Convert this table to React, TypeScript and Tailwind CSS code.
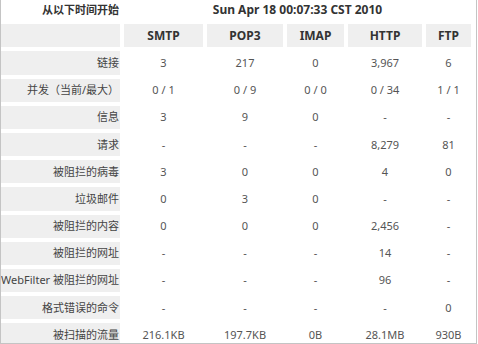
const HEADS = ["SMTP", "POP3", "IMAP", "HTTP", "FTP"];

const ROWS: [string, string[]][] = [
  ["链接", ["3", "217", "0", "3,967", "6"]],
  ["并发（当前/最大）", ["0 / 1", "0 / 9", "0 / 0", "0 / 34", "1 / 1"]],
  ["信息", ["3", "9", "0", "-", "-"]],
  ["请求", ["-", "-", "-", "8,279", "81"]],
  ["被阻拦的病毒", ["3", "0", "0", "4", "0"]],
  ["垃圾邮件", ["0", "3", "0", "-", "-"]],
  ["被阻拦的内容", ["0", "0", "0", "2,456", "-"]],
  ["被阻拦的网址", ["-", "-", "-", "14", "-"]],
  ["WebFilter 被阻拦的网址", ["-", "-", "-", "96", "-"]],
  ["格式错误的命令", ["-", "-", "-", "-", "0"]],
  ["被扫描的流量", ["216.1KB", "197.7KB", "0B", "28.1MB", "930B"]],
];

export default function App() {
  return (
    <div
      className="w-[477px] h-[344px] overflow-hidden bg-white border-x border-b border-[#c4c4c4] text-[11px] leading-[14px] text-[#555]"
      style={{ fontFamily: '"Noto Sans", "Noto Sans CJK SC", sans-serif' }}
    >
      <div className="grid grid-cols-[119px_79px_76px_57px_74px_45px] grid-rows-[20px_23.4px_repeat(11,23.2px)] gap-[4px]">
        <div className="flex items-center justify-end pr-[1px] font-bold text-[#333] whitespace-nowrap">
          从以下时间开始
        </div>
        <div className="col-span-5 flex items-center justify-center font-bold text-[12px] text-[#333]">
          Sun Apr 18 00:07:33 CST 2010
        </div>

        <div className="bg-[#efefef]" />
        {HEADS.map((h) => (
          <div key={h} className="bg-[#efefef] flex items-center justify-center font-bold text-[12px] text-[#333]">
            {h}
          </div>
        ))}

        {ROWS.map(([label, vals]) => (
          <div key={label} className="contents">
            <div className="bg-[#efefef] flex items-center justify-end pr-[1px] text-[#444] whitespace-nowrap">
              {label}
            </div>
            {vals.map((v, i) => (
              <div key={i} className="flex items-center justify-center">
                {v}
              </div>
            ))}
          </div>
        ))}
      </div>
    </div>
  );
}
---*---
**Stated goal**
Make an exact reproduction of the listing above, without any pictures.

**Correct answer**
Convert this table to React, TypeScript and Tailwind CSS code.
const HEADS = ["SMTP", "POP3", "IMAP", "HTTP", "FTP"];

const ROWS: [string, string[]][] = [
  ["链接", ["3", "217", "0", "3,967", "6"]],
  ["并发（当前/最大）", ["0 / 1", "0 / 9", "0 / 0", "0 / 34", "1 / 1"]],
  ["信息", ["3", "9", "0", "-", "-"]],
  ["请求", ["-", "-", "-", "8,279", "81"]],
  ["被阻拦的病毒", ["3", "0", "0", "4", "0"]],
  ["垃圾邮件", ["0", "3", "0", "-", "-"]],
  ["被阻拦的内容", ["0", "0", "0", "2,456", "-"]],
  ["被阻拦的网址", ["-", "-", "-", "14", "-"]],
  ["WebFilter 被阻拦的网址", ["-", "-", "-", "96", "-"]],
  ["格式错误的命令", ["-", "-", "-", "-", "0"]],
  ["被扫描的流量", ["216.1KB", "197.7KB", "0B", "28.1MB", "930B"]],
];

export default function App() {
  return (
    <div
      className="w-[477px] h-[344px] overflow-hidden bg-white border-x border-b border-[#c4c4c4] text-[11px] leading-[14px] text-[#555]"
      style={{ fontFamily: '"Noto Sans", "Noto Sans CJK SC", sans-serif' }}
    >
      <div className="grid grid-cols-[119px_79px_76px_57px_74px_45px] grid-rows-[20px_23.4px_repeat(11,23.2px)] gap-[4px]">
        <div className="flex items-center justify-end pr-[1px] font-bold text-[#333] whitespace-nowrap">
          从以下时间开始
        </div>
        <div className="col-span-5 flex items-center justify-center font-bold text-[12px] text-[#333]">
          Sun Apr 18 00:07:33 CST 2010
        </div>

        <div className="bg-[#efefef]" />
        {HEADS.map((h) => (
          <div key={h} className="bg-[#efefef] flex items-center justify-center font-bold text-[12px] text-[#333]">
            {h}
          </div>
        ))}

        {ROWS.map(([label, vals]) => (
          <div key={label} className="contents">
            <div className="bg-[#efefef] flex items-center justify-end pr-[1px] text-[#444] whitespace-nowrap">
              {label}
            </div>
            {vals.map((v, i) => (
              <div key={i} className="flex items-center justify-center">
                {v}
              </div>
            ))}
          </div>
        ))}
      </div>
    </div>
  );
}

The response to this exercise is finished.